Pour les sépultures dépourvues de signes visibles de brûlure, les chercheurs ont utilisé des méthodes d’imagerie avancées : la diffraction des rayons X et la spectroscopie infrarouge à transformée de Fourier. Ces techniques ont révélé des signes persistants d’exposition à la chaleur, invisibles à l’œil nu. La diffraction des rayons X a indiqué des changements dans la microstructure osseuse dus au chauffage, tandis que la spectroscopie a détecté des preuves de chauffage prolongé à basse température dans environ 84 % des échantillons. Certaines zones décolorées, non visiblement carbonisées, ont également été attribuées à l’exposition à la fumée.
Sur la base de ces découvertes et de parallèles ethnographiques, les auteurs de l’étude ont proposé un processus de préparation détaillé : les corps étaient disposés en position accroupie au-dessus d’un feu à basse température, chauffés jusqu’à ce que la fumée dessèche les restes, puis le corps momifié par fumage était transféré à sa dernière demeure. Des preuves de fumage ont été trouvées dans des os provenant de neuf sites, l’artefact le plus ancien, un os de bras du nord du Vietnam, datant de 14 000 ans. La plupart des échantillons couvraient une période allant de 12 000 à 4 000 ans.

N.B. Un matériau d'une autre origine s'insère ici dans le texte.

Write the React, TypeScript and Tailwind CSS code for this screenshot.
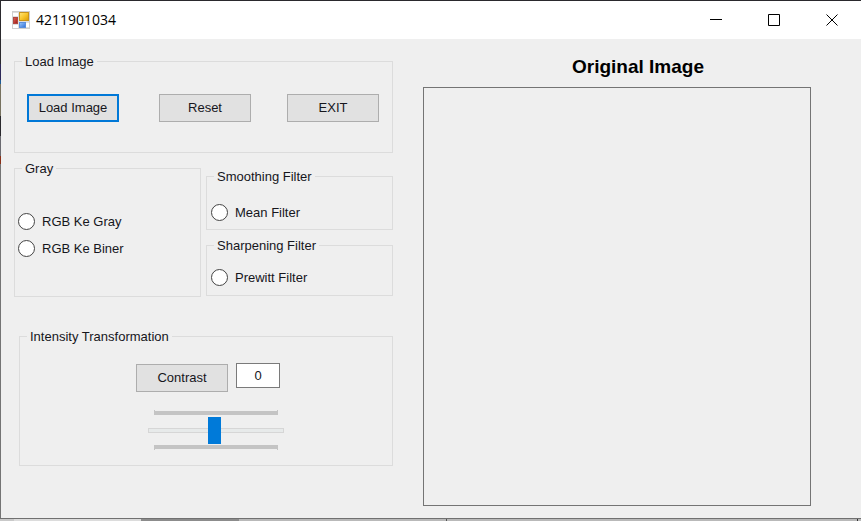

Signification culturelle et héritage durable
Cette pratique met en lumière une interaction unique entre technique, tradition, culture et croyance au sein des cultures pré-néolithiques du sud de la Chine et de l’Asie du Sud-Est. Son extraordinaire persistance à travers une vaste région et une période de temps étonnante, du Paléolithique supérieur à nos jours, souligne ses profondes racines culturelles. La Dre Emma L. Baysal, professeure agrégée d’archéologie à l’Université Bilkent, a noté que de tels systèmes complexes pour traiter les défunts impliquent des croyances sophistiquées sur l’au-delà et ont nécessité une ingéniosité considérable pour la conservation dans des environnements humides.
L’investissement de temps et d’énergie dans le fumage, pouvant impliquer des mois de soins continus selon les registres ethnographiques modernes, témoigne d’un amour profond et d’une dévotion spirituelle au sein de ces communautés anciennes. De futures recherches pourraient explorer davantage si ces pratiques sont liées à des groupes ancestraux partagés et à des schémas migratoires vers l’Asie depuis l’Afrique, approfondissant notre compréhension de l’évolution culturelle humaine et de l’impulsion humaine durable à honorer et à préserver la mémoire des morts.